Re: Questions about RAID 6
Mark Allums put forth on 4/27/2010 10:31 PM:
> For DIY, always pair those drives. Consider RAID 10, RAID 50, RAID 60,
> etc. Alas, that doubles the number of drives, and intensely decreases
> the MTBF, which is the whole outcome you want to avoid.
This is my preferred mdadm 4 drive setup for a light office server or home
media/vanity server. Some minor setup details are omitted from the diagram
to keep it simple, such as the fact that /boot is a mirrored 100MB partition
set and that there are two non mirrored 1GB swap partitions. / and /var are
mirrored partitions in the remaining first 30GB. These sizes are arbitrary,
and can be seasoned to taste.
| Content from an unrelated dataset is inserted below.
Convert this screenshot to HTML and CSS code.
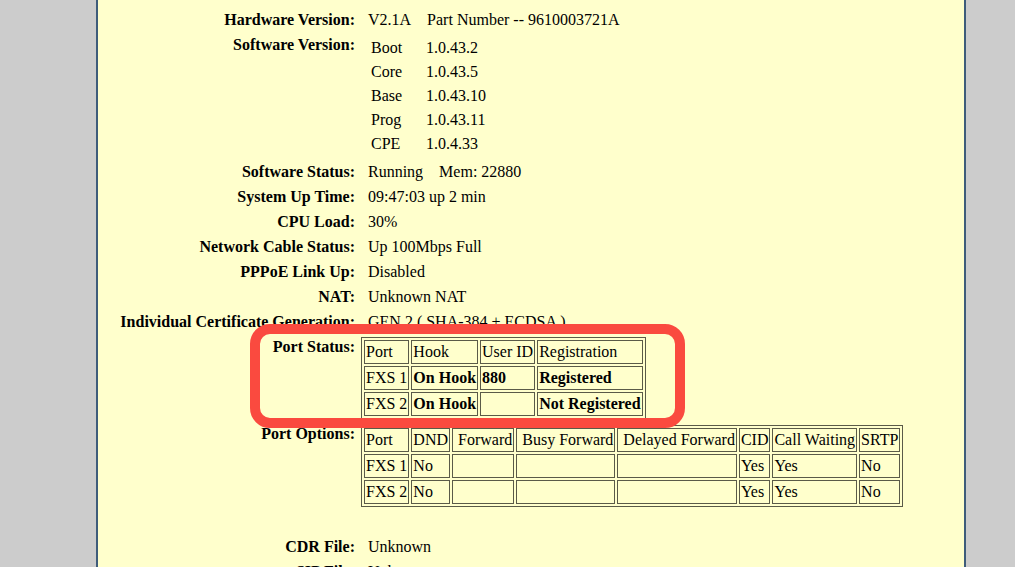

I find these sizes work fairly well for a non
GUI Debian server.
md raid, 4 x 500GB 7.2K rpm SATAII drives:
mirror mirror
/ \ / \
-------- 3 -------- -------- 3 --------
| /boot | 0 | /boot | | swap1 | 0 | swap2 |
| / | G | / | | /var | G | /var |
|--------| |--------| |--------| |--------|
| /home | | /home | | /home | | /home |
| /samba | | /samba | | /samba | | /samba |
| other | | other | | other | | other |
| | | | | | | |
| | | | | | | |
-------- -------- -------- --------
\ \ / /
-------------------------------
RAID 10
940 GB NET
For approximately the same $$ outlay one could simply mirror two 1TB 7.2K
rpm drives and have the same usable space and a little less power draw. The
4 drive RAID 10 setup will yield better read and write performance due to
the striping, especially under a multiuser workload, and especially for IMAP
serving of large mailboxen. For a small/medium office server running say
Postfix/Dovecot/Samba/lighty+Roundcube webmail, a small intranet etc, the 4
drive setup would yield significantly better performance than the higher
capacity 2 drive setup. Using Newegg's prices, each solution will run a
little below or above $200.
This 4 drive RAID 10 makes for a nice little inexpensive and speedy setup.
1TB of user space may not seem like much given the capacity of today's
drives, but most small/medium offices won't come close to using that much
space for a number of years, assuming you have sane email attachment policies.